Within five years, her child was diagnosed, cured, she penned a book, hit the talk shows, became a spokesperson and started a charity. That's not the face of autism. That's the batting eyelash of show business.

Yet another indicator of compromised criteria is diagnosed mass murderer Cho Seung-Hui. The guy was criminally insane -- not autistic. Apparently, some publishers and broadcasters have limited standards of analysis or understanding.

Incidentally, lumping Asperger's, childhood disintegrative disorder, Pervasive Developmental Disorder, Rett syndrome, or God forbid, mental illness -- into autism is counterproductive. Even high-functioning autistics present symptoms specific to autism.

Autism begins at birth or within the first 2 1/2 years of life. Hallmark traits exhibited by the child include:

- Failure to initiate eye contact or respond to name (though not blind or hearing-impaired).

- Making little or no distinction between people, animals or objects.

- Not playing appropriately with toys.

- Severe deficits in communication (20 percent are nonverbal).

- Unusual and unpredictable behavior, mood and mannerisms.

- Self-injurious behaviors including head-punching, hair-pulling, eye-poking, biting.

- Extreme agitation, then suddenly sitting quietly in strange posture, silent, fixated on pictures, ceiling fans or moving water.

- Unusual motor mannerisms including hand-flapping, toe-tapping, twirling and various vocalizations.

- A marked neurological feature (20 to 30 percent develop epilepsy).

- Indiscriminate or discriminate (eats only pasta and peanuts, for example) eating habits.

- Difficulty processing sound, sight, touch, smells.

- Difficulty discerning dangerous situations (hot stove, traffic).

- Requires 24-hour protective supervision.
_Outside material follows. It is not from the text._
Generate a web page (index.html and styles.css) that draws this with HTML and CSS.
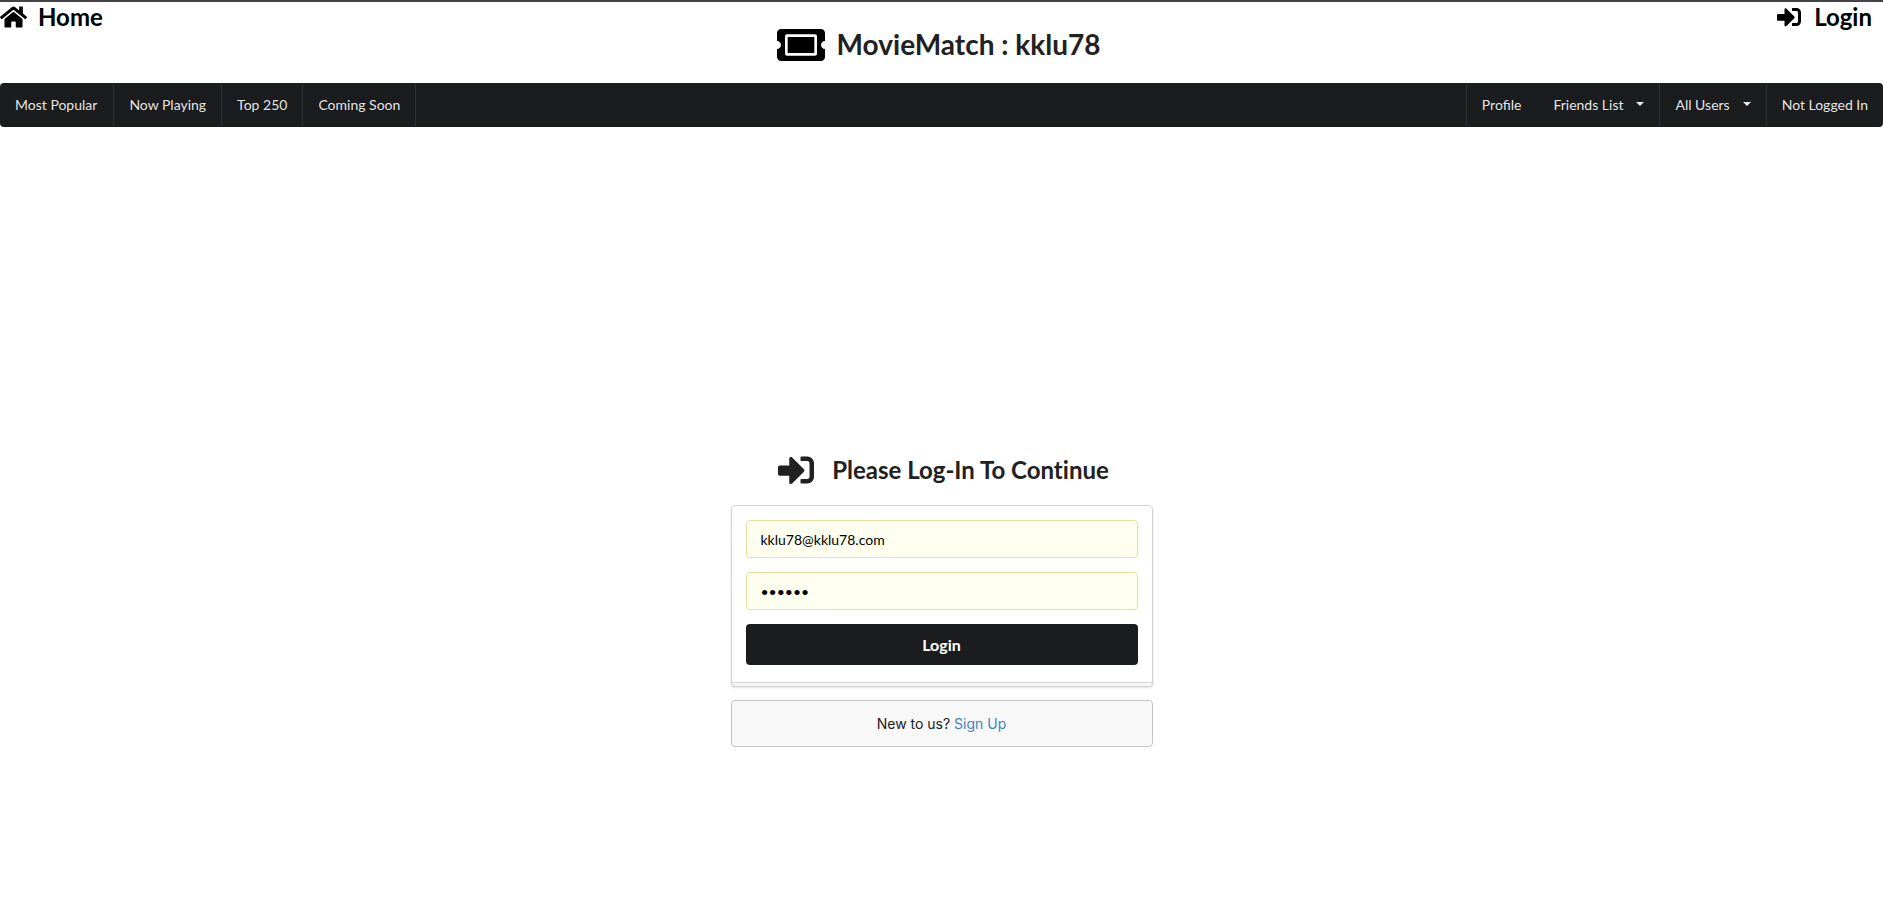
FILE: index.html
```html
<!DOCTYPE html>
<html lang="en">
<head>
<meta charset="utf-8">
<title>MovieMatch</title>
<link rel="stylesheet" href="styles.css">
</head>
<body>
<header class="top">
  <a class="top-link" href="#home">
    <svg class="icon-home" viewBox="0 0 576 512" aria-hidden="true"><path d="M280.37 148.26L96 300.11V464a16 16 0 0 0 16 16l112.06-.29a16 16 0 0 0 15.92-16V368a16 16 0 0 1 16-16h64a16 16 0 0 1 16 16v95.64a16 16 0 0 0 16 16.05L464 480a16 16 0 0 0 16-16V300L295.67 148.26a12.19 12.19 0 0 0-15.3 0zM571.6 251.47L488 182.56V44.05a12 12 0 0 0-12-12h-56a12 12 0 0 0-12 12v72.61L318.47 43a48 48 0 0 0-61 0L4.34 251.47a12 12 0 0 0-1.6 16.9l25.5 31A12 12 0 0 0 45.15 301l235.22-193.74a12.19 12.19 0 0 1 15.3 0L530.9 301a12 12 0 0 0 16.9-1.6l25.5-31a12 12 0 0 0-1.7-16.93z"/></svg>
    <span>Home</span>
  </a>
  <h1 class="brand">
    <svg class="icon-ticket" viewBox="0 0 576 384" aria-hidden="true"><path d="M128 96h320v192H128zM528 192c0 26.510 21.490 48 48 48v96c0 26.510-21.490 48-48 48H48c-26.510 0-48-21.490-48-48v-96c26.510 0 48-21.490 48-48s-21.490-48-48-48V48C0 21.490 21.490 0 48 0h480c26.510 0 48 21.490 48 48v96c-26.510 0-48 21.490-48 48zM480 88c0-13.255-10.745-24-24-24H120c-13.255 0-24 10.745-24 24v208c0 13.255 10.745 24 24 24h336c13.255 0 24-10.745 24-24V88z" fill-rule="evenodd"/></svg>
    <span>MovieMatch : kklu78</span>
  </h1>
  <a class="top-link top-login" href="#login">
    <svg class="icon-login" viewBox="0 0 512 512" aria-hidden="true"><path d="M416 448h-84c-6.600 0-12-5.400-12-12v-40c0-6.600 5.400-12 12-12h84c17.700 0 32-14.300 32-32V160c0-17.700-14.300-32-32-32h-84c-6.600 0-12-5.400-12-12V76c0-6.600 5.400-12 12-12h84c53 0 96 43 96 96v192c0 53-43 96-96 96zm-47-201L201 79c-15-15-41-4.500-41 17v96H24c-13.300 0-24 10.700-24 24v96c0 13.300 10.700 24 24 24h136v96c0 21.500 26 32 41 17l168-168c9.300-9.400 9.300-24.600 0-34z"/></svg>
    <span>Login</span>
  </a>
</header>
<nav class="menu">
  <a class="item" href="#popular">Most Popular</a>
  <a class="item" href="#playing">Now Playing</a>
  <a class="item" href="#top">Top 250</a>
  <a class="item" href="#soon">Coming Soon</a>
  <div class="menu-right">
    <a class="item item-plain" href="#profile">Profile</a>
    <button class="item" type="button">Friends List<span class="caret"></span></button>
    <button class="item" type="button">All Users<span class="caret"></span></button>
    <a class="item item-last" href="#account">Not Logged In</a>
  </div>
</nav>
<main class="content">
  <div class="column">
    <h2 class="title">
      <svg class="icon-title" viewBox="0 0 512 512" aria-hidden="true"><path d="M416 448h-84c-6.600 0-12-5.400-12-12v-40c0-6.600 5.400-12 12-12h84c17.700 0 32-14.300 32-32V160c0-17.700-14.300-32-32-32h-84c-6.600 0-12-5.400-12-12V76c0-6.600 5.400-12 12-12h84c53 0 96 43 96 96v192c0 53-43 96-96 96zm-47-201L201 79c-15-15-41-4.500-41 17v96H24c-13.300 0-24 10.700-24 24v96c0 13.300 10.700 24 24 24h136v96c0 21.500 26 32 41 17l168-168c9.300-9.400 9.300-24.600 0-34z"/></svg>
      <span>Please Log-In To Continue</span>
    </h2>
    <form class="card">
      <input class="field" type="email" aria-label="E-mail address" value="kklu78@kklu78.com">
      <input class="field" type="password" aria-label="Password" value="kklu78">
      <button class="submit" type="button">Login</button>
    </form>
    <p class="message">New to us? <a class="signup" href="#signup">Sign Up</a></p>
  </div>
</main>
</body>
</html>
```
FILE: styles.css
```css
*, *::after { box-sizing: border-box; }
body {
  margin: 0;
  min-height: 100vh;
  display: flex;
  flex-direction: column;
  border-top: 2px solid #454349;
  background: #fff;
  color: #212121;
  font-family: Lato, "Liberation Sans", sans-serif;
  font-size: 14px;
}
svg { display: block; fill: currentColor; flex: none; }
h1, h2, p { margin: 0; }
a { text-decoration: none; }

.top {
  display: grid;
  grid-template-columns: 1fr auto 1fr;
  align-items: start;
  padding-bottom: 22px;
}
.top-link {
  display: flex;
  align-items: center;
  gap: 11px;
  height: 29px;
  color: #000;
  font-size: 24px;
  line-height: 28px;
  font-weight: 700;
}
.top-login { justify-self: end; gap: 13px; padding-right: 11px; }
.icon-home { width: 27px; height: 24px; }
.icon-login { width: 24px; height: 24px; }
.brand {
  display: flex;
  align-items: end;
  gap: 12px;
  padding: 25px 6px 0 0;
  font-size: 28px;
  line-height: 34px;
}
.icon-ticket { width: 48px; height: 32px; color: #000; }

.menu {
  display: flex;
  height: 44px;
  border-radius: 4px;
  background: #1b1c1d;
}
.menu-right { display: flex; margin-left: auto; border-left: 1px solid #2e2f30; }
.item {
  display: flex;
  align-items: center;
  padding: 0 15px 2px;
  border: 0;
  border-right: 1px solid #2e2f30;
  background: none;
  color: rgba(255, 255, 255, 0.9);
  font: inherit;
}
.item:first-child { padding-right: 16px; }
.item-plain { border-right-color: transparent; }
.item-last { border-right: 0; }
.caret {
  margin-left: 13px;
  border: 4px solid transparent;
  border-top-color: currentColor;
  border-bottom: 0;
}

.content { flex: 1; display: grid; place-items: center; padding-top: 150px; }
.column { width: 100%; max-width: 422px; }
.title {
  display: flex;
  align-items: center;
  justify-content: center;
  gap: 18px;
  margin-bottom: 17px;
  padding-left: 4px;
  font-size: 24px;
  line-height: 36px;
  font-variant-ligatures: no-common-ligatures;
}
.icon-title { width: 36px; height: 36px; }
.card {
  position: relative;
  display: flex;
  flex-direction: column;
  gap: 14px;
  margin-bottom: 17px;
  padding: 14px 14px 17px;
  border: 1px solid #d4d4d5;
  border-radius: 4px 4px 0 0;
  box-shadow: 0 1px 2px rgba(34, 36, 38, 0.15);
}
.card::after {
  content: "";
  position: absolute;
  top: 100%;
  left: -1px;
  right: -1px;
  height: 5px;
  border: 1px solid #d4d4d5;
  border-radius: 0 0 4px 4px;
  background: #f6f6f6;
  box-shadow: 0 1px 2px rgba(34, 36, 38, 0.15);
}
.field {
  width: 100%;
  height: 38px;
  padding: 2px 14px 0;
  border: 1px solid #e5dfa1;
  border-radius: 4px;
  outline: 0;
  background: #fffff0;
  color: #000;
  font: inherit;
}
.submit {
  height: 41px;
  flex: none;
  border: 0;
  border-radius: 4px;
  background: #1b1c1d;
  color: #fff;
  font: inherit;
  font-size: 16px;
  font-weight: 700;
}
.message {
  border: 1px solid #c6c6c7;
  border-radius: 4px;
  background: #f8f8f9;
  font-family: Inter, "Liberation Sans", sans-serif;
  font-size: 14px;
  line-height: 45px;
  text-align: center;
}
.signup { color: #4183c4; }
```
So -- why bring awareness to the definition of autism? Flash back to 2007, when a Medical News Today report showed, "Autism has numerous genetic origins." What a breakthrough. How did scientists discover this? I'll tell you. They avoided abstractions by limiting categories.

"This study permitted us to organize autistic children with similar features into small groups where gene linkages are more easily detected," said Rita Cantor, professor of human genetics at the David Geffen School of Medicine at UCLA.

Keep it simple. Keep it similar. Keep it autistic. The more concrete, the closer we get to better treatments.

Kimberley Oakley lives in Valley Center. She is the mother of an adult child with autism.